─── Provided material ───

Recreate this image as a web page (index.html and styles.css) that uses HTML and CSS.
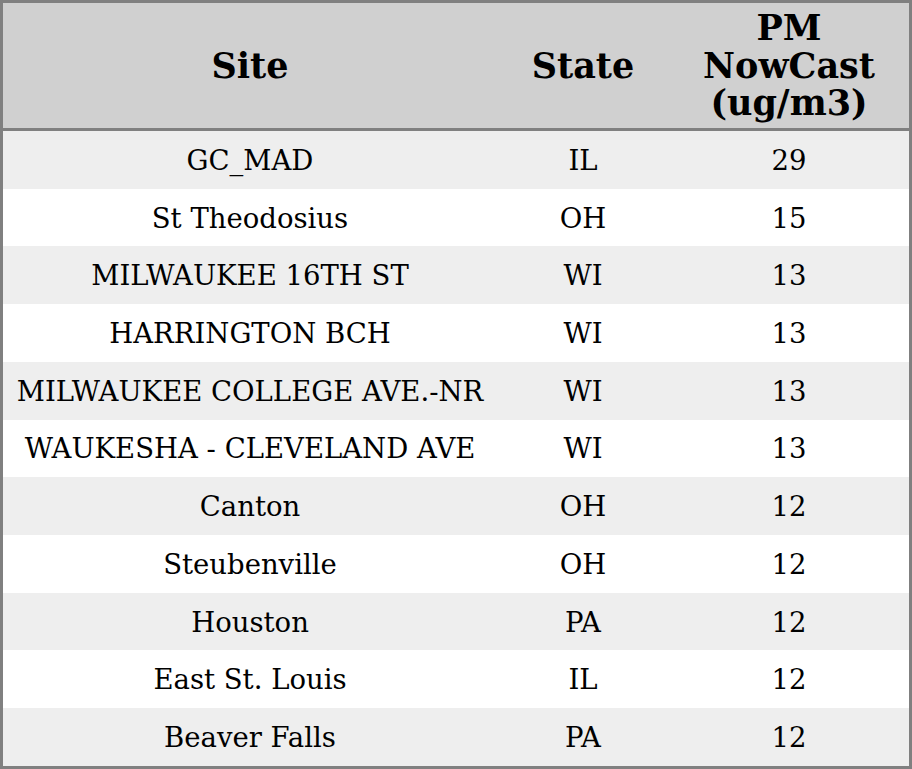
FILE: index.html
```html
<!DOCTYPE html>
<html>
<head>
<meta charset="utf-8">
<link rel="stylesheet" href="styles.css">
</head>
<body>
<table class="aq-table">
  <colgroup>
    <col class="col-site">
    <col class="col-state">
    <col class="col-pm">
  </colgroup>
  <thead>
    <tr>
      <th>Site</th>
      <th>State</th>
      <th>PM<br>NowCast<br>(ug/m3)</th>
    </tr>
  </thead>
  <tbody>
    <tr><td>GC_MAD</td><td>IL</td><td>29</td></tr>
    <tr><td>St Theodosius</td><td>OH</td><td>15</td></tr>
    <tr><td>MILWAUKEE 16TH ST</td><td>WI</td><td>13</td></tr>
    <tr><td>HARRINGTON BCH</td><td>WI</td><td>13</td></tr>
    <tr><td>MILWAUKEE COLLEGE AVE.-NR</td><td>WI</td><td>13</td></tr>
    <tr><td>WAUKESHA - CLEVELAND AVE</td><td>WI</td><td>13</td></tr>
    <tr><td>Canton</td><td>OH</td><td>12</td></tr>
    <tr><td>Steubenville</td><td>OH</td><td>12</td></tr>
    <tr><td>Houston</td><td>PA</td><td>12</td></tr>
    <tr><td>East St. Louis</td><td>IL</td><td>12</td></tr>
    <tr><td>Beaver Falls</td><td>PA</td><td>12</td></tr>
  </tbody>
</table>
</body>
</html>
```

FILE: styles.css
```css
html, body {
  margin: 0;
  padding: 0;
  background: #ffffff;
}

.aq-table {
  width: 912px;
  border-collapse: separate;
  border-spacing: 0;
  border: 3px solid #808080;
  table-layout: fixed;
  font-family: "DejaVu Serif", serif;
  color: #000;
}

.col-site { width: 494px; }
.col-state { width: 172px; }
.col-pm { width: 240px; }

.aq-table th {
  background: #d0d0d0;
  font-size: 35px;
  font-weight: bold;
  line-height: 37.5px;
  height: 128px;
  box-sizing: border-box;
  padding: 0;
  text-align: center;
  vertical-align: middle;
  border-bottom: 3px solid #808080;
}

.aq-table td {
  font-size: 27.5px;
  line-height: 32px;
  height: 57.73px;
  padding: 0;
  text-align: center;
  vertical-align: middle;
}

.aq-table tbody tr:nth-child(odd) td {
  background: #eeeeee;
}

.aq-table tbody tr:nth-child(even) td {
  background: #ffffff;
}
```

───

- **Problem to work on**: Omit any images, then output the listing exactly.

- **Reply to the task**:
Recreate this image as a web page (index.html and styles.css) that uses HTML and CSS.
FILE: index.html
```html
<!DOCTYPE html>
<html>
<head>
<meta charset="utf-8">
<link rel="stylesheet" href="styles.css">
</head>
<body>
<table class="aq-table">
  <colgroup>
    <col class="col-site">
    <col class="col-state">
    <col class="col-pm">
  </colgroup>
  <thead>
    <tr>
      <th>Site</th>
      <th>State</th>
      <th>PM<br>NowCast<br>(ug/m3)</th>
    </tr>
  </thead>
  <tbody>
    <tr><td>GC_MAD</td><td>IL</td><td>29</td></tr>
    <tr><td>St Theodosius</td><td>OH</td><td>15</td></tr>
    <tr><td>MILWAUKEE 16TH ST</td><td>WI</td><td>13</td></tr>
    <tr><td>HARRINGTON BCH</td><td>WI</td><td>13</td></tr>
    <tr><td>MILWAUKEE COLLEGE AVE.-NR</td><td>WI</td><td>13</td></tr>
    <tr><td>WAUKESHA - CLEVELAND AVE</td><td>WI</td><td>13</td></tr>
    <tr><td>Canton</td><td>OH</td><td>12</td></tr>
    <tr><td>Steubenville</td><td>OH</td><td>12</td></tr>
    <tr><td>Houston</td><td>PA</td><td>12</td></tr>
    <tr><td>East St. Louis</td><td>IL</td><td>12</td></tr>
    <tr><td>Beaver Falls</td><td>PA</td><td>12</td></tr>
  </tbody>
</table>
</body>
</html>
```

FILE: styles.css
```css
html, body {
  margin: 0;
  padding: 0;
  background: #ffffff;
}

.aq-table {
  width: 912px;
  border-collapse: separate;
  border-spacing: 0;
  border: 3px solid #808080;
  table-layout: fixed;
  font-family: "DejaVu Serif", serif;
  color: #000;
}

.col-site { width: 494px; }
.col-state { width: 172px; }
.col-pm { width: 240px; }

.aq-table th {
  background: #d0d0d0;
  font-size: 35px;
  font-weight: bold;
  line-height: 37.5px;
  height: 128px;
  box-sizing: border-box;
  padding: 0;
  text-align: center;
  vertical-align: middle;
  border-bottom: 3px solid #808080;
}

.aq-table td {
  font-size: 27.5px;
  line-height: 32px;
  height: 57.73px;
  padding: 0;
  text-align: center;
  vertical-align: middle;
}

.aq-table tbody tr:nth-child(odd) td {
  background: #eeeeee;
}

.aq-table tbody tr:nth-child(even) td {
  background: #ffffff;
}
```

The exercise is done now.